*GOAL*: Among the entries below, extract exactly the lines that run from the one with "Write a web" through the one with "flex h-[931px] w-[523px]", both ends included.

*PROVIDED MATERIAL*:
::::
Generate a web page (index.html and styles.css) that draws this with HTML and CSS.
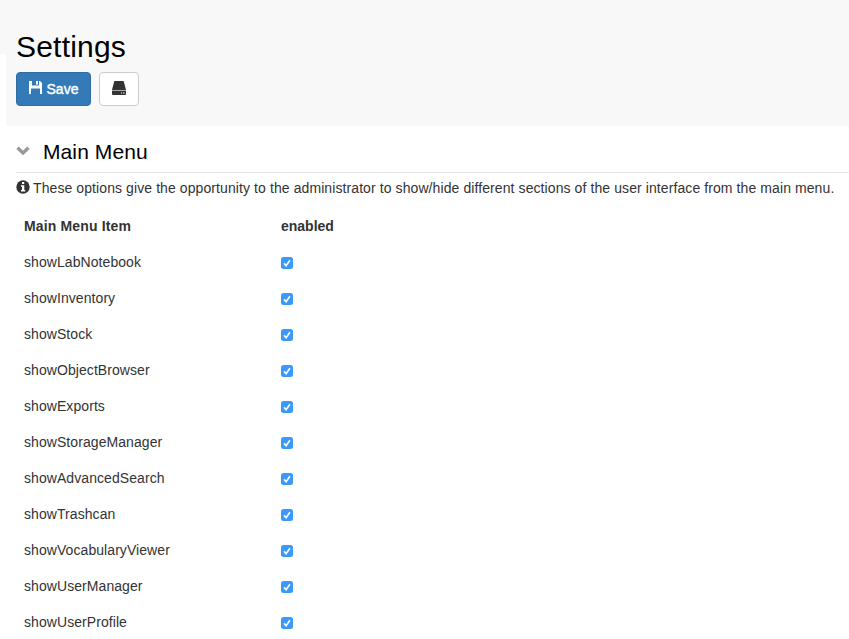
::::
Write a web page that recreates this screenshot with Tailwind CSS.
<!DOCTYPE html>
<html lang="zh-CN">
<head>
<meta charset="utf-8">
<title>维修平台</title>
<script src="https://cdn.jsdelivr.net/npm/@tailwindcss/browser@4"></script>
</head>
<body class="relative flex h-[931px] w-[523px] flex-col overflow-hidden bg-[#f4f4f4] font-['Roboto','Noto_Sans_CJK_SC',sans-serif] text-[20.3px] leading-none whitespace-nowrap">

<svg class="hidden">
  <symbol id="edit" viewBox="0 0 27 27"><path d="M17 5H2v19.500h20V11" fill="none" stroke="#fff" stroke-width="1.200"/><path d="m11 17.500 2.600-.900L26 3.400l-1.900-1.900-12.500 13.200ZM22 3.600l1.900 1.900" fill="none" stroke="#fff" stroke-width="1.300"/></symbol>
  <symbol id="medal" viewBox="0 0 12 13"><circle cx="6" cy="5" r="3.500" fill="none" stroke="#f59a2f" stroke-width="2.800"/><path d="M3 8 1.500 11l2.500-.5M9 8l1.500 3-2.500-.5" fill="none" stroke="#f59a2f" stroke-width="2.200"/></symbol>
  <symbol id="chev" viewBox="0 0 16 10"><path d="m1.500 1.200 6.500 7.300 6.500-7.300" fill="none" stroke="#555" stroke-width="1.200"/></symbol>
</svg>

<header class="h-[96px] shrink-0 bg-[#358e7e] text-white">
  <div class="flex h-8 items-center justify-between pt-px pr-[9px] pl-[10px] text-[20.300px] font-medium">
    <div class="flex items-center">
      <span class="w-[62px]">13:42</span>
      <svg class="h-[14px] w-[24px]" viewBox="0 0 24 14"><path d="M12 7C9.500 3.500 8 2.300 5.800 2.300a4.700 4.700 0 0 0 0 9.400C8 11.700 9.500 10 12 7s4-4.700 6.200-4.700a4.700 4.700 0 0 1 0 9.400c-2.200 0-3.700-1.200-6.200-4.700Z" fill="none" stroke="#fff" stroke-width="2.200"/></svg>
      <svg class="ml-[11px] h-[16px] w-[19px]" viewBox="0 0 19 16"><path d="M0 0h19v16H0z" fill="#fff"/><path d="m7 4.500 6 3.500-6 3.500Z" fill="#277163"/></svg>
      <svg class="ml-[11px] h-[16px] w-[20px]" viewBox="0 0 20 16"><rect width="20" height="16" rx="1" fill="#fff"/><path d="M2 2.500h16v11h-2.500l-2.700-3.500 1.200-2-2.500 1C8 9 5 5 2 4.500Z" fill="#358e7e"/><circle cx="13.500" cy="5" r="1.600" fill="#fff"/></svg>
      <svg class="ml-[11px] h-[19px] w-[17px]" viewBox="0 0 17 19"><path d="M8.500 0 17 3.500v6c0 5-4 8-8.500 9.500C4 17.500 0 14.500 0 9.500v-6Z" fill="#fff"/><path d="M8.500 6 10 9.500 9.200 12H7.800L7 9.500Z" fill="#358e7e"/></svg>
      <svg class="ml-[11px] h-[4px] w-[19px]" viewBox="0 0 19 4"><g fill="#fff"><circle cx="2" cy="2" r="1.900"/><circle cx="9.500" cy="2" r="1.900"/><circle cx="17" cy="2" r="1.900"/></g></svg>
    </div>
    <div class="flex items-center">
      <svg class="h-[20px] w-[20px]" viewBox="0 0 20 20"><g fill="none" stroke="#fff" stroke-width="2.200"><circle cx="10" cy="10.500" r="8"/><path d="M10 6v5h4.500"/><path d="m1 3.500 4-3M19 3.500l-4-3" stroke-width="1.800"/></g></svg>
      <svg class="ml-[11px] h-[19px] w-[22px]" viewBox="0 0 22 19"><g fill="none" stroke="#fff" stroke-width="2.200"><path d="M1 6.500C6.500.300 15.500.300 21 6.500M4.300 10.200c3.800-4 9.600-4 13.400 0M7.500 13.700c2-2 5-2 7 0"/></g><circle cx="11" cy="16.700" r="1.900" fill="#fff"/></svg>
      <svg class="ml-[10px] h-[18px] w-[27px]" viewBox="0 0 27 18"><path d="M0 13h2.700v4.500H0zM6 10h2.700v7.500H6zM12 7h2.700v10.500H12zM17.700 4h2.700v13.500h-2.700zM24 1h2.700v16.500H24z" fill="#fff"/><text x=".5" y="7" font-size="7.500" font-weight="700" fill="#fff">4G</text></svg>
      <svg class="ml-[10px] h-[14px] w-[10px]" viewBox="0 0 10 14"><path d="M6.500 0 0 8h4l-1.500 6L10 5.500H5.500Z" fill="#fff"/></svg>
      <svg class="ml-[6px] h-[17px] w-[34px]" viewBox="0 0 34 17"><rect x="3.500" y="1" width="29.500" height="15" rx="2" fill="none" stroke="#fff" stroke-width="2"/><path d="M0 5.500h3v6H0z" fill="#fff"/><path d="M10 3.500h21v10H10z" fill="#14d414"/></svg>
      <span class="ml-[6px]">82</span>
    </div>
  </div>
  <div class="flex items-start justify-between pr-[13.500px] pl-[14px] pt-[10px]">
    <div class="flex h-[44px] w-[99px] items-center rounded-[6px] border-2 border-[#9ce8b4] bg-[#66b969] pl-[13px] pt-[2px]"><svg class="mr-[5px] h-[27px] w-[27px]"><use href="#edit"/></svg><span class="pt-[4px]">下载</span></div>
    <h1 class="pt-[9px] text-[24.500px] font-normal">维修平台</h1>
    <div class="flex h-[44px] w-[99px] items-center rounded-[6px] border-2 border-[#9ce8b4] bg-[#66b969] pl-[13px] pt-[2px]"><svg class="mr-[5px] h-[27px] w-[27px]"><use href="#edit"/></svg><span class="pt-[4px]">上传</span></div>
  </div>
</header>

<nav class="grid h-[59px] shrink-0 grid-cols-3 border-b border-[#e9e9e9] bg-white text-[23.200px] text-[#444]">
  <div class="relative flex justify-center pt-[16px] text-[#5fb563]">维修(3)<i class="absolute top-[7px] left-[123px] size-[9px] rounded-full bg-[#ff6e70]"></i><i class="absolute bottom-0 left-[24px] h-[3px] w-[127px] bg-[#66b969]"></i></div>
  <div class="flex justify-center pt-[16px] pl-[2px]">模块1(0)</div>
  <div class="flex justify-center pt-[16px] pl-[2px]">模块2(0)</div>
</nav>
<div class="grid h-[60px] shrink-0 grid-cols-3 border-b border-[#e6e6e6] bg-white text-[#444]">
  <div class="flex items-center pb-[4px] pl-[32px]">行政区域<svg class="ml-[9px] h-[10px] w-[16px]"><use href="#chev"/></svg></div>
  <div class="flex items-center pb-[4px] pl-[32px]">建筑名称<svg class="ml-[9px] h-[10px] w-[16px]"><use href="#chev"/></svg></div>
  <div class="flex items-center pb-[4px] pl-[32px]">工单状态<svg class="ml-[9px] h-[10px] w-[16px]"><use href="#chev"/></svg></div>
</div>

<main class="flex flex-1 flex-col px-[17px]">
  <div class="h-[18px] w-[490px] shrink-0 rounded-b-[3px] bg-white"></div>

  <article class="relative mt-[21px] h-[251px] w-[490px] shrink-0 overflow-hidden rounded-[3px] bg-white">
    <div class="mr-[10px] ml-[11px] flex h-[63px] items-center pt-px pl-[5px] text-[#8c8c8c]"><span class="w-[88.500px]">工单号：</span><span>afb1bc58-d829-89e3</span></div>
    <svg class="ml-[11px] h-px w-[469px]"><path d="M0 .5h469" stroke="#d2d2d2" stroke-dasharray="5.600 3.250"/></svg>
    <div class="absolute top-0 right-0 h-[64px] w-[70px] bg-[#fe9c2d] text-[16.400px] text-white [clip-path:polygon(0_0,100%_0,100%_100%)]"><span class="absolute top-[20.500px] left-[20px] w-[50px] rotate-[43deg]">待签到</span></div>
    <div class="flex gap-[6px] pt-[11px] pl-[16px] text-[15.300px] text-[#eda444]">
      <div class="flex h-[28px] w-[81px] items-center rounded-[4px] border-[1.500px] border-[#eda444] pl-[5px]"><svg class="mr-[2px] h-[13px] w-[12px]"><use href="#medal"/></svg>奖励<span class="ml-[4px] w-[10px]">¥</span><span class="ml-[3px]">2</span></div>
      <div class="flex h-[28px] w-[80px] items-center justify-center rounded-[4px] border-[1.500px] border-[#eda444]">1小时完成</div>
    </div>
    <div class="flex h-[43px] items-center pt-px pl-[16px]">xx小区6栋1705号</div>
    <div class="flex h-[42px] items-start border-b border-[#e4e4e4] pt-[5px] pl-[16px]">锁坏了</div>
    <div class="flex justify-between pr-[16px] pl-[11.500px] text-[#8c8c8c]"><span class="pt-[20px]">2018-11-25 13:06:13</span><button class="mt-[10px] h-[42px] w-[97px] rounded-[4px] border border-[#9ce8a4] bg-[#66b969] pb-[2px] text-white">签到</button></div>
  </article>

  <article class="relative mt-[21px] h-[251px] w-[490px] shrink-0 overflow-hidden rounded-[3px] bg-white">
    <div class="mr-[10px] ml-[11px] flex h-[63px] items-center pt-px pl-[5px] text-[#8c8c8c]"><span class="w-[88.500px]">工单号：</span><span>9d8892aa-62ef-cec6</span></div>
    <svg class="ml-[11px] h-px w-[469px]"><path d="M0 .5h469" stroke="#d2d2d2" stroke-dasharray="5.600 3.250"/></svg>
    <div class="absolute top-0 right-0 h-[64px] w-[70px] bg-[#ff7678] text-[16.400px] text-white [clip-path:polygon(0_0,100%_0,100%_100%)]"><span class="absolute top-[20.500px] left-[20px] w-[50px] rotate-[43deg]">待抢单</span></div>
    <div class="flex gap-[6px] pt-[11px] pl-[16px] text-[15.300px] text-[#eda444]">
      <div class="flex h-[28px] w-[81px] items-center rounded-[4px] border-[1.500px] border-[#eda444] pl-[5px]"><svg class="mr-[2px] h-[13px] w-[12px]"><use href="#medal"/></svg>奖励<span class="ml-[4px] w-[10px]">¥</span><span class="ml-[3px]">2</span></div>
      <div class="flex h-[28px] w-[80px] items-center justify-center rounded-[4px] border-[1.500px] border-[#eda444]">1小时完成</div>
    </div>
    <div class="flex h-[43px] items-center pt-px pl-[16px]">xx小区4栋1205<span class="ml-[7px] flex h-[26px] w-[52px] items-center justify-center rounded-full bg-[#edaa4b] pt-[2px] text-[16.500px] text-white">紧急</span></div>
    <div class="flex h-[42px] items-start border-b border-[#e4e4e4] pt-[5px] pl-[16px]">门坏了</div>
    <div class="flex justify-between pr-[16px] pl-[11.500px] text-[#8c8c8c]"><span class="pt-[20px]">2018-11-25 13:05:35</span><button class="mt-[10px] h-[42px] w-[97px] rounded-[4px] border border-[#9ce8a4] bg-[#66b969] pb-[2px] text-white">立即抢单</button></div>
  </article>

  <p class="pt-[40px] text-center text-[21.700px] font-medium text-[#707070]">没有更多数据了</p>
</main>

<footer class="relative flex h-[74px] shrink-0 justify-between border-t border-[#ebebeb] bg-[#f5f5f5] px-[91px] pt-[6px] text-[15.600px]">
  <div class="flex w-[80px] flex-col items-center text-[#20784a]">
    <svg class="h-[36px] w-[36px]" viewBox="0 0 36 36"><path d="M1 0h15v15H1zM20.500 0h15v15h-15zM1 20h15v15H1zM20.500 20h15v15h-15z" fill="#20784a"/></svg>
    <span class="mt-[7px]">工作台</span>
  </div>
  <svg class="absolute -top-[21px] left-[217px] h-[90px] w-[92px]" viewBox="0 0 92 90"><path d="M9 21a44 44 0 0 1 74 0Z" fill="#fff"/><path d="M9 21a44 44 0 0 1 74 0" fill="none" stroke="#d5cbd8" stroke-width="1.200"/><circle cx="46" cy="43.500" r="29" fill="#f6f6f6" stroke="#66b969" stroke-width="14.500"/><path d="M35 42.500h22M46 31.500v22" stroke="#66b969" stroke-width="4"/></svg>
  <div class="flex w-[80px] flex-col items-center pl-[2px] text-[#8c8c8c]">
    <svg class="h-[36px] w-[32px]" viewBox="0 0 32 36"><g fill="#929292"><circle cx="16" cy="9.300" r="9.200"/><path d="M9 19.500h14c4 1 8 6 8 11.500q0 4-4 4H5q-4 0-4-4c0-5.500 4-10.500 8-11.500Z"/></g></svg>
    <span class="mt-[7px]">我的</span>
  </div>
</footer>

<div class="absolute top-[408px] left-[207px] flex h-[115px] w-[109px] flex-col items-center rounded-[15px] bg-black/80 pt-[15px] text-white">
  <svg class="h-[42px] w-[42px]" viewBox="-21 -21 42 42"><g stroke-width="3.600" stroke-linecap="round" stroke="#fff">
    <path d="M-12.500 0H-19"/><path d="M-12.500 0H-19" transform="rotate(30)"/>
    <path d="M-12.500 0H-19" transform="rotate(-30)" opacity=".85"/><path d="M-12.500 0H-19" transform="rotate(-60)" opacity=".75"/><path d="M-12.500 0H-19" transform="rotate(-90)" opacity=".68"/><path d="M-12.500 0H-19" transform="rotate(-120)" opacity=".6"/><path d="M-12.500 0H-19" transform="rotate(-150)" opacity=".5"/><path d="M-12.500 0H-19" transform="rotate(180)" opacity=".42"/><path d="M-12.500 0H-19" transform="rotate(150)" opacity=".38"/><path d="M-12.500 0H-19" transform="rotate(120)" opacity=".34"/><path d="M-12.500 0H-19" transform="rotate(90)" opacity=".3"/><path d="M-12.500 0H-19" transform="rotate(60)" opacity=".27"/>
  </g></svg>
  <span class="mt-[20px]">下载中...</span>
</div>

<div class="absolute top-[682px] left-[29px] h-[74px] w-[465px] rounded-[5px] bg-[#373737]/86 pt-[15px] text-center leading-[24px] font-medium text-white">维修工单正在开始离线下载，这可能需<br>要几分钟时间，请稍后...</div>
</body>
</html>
::::
*THE REPLY*:
Write a web page that recreates this screenshot with Tailwind CSS.
<!DOCTYPE html>
<html lang="zh-CN">
<head>
<meta charset="utf-8">
<title>维修平台</title>
<script src="https://cdn.jsdelivr.net/npm/@tailwindcss/browser@4"></script>
</head>
<body class="relative flex h-[931px] w-[523px] flex-col overflow-hidden bg-[#f4f4f4] font-['Roboto','Noto_Sans_CJK_SC',sans-serif] text-[20.3px] leading-none whitespace-nowrap">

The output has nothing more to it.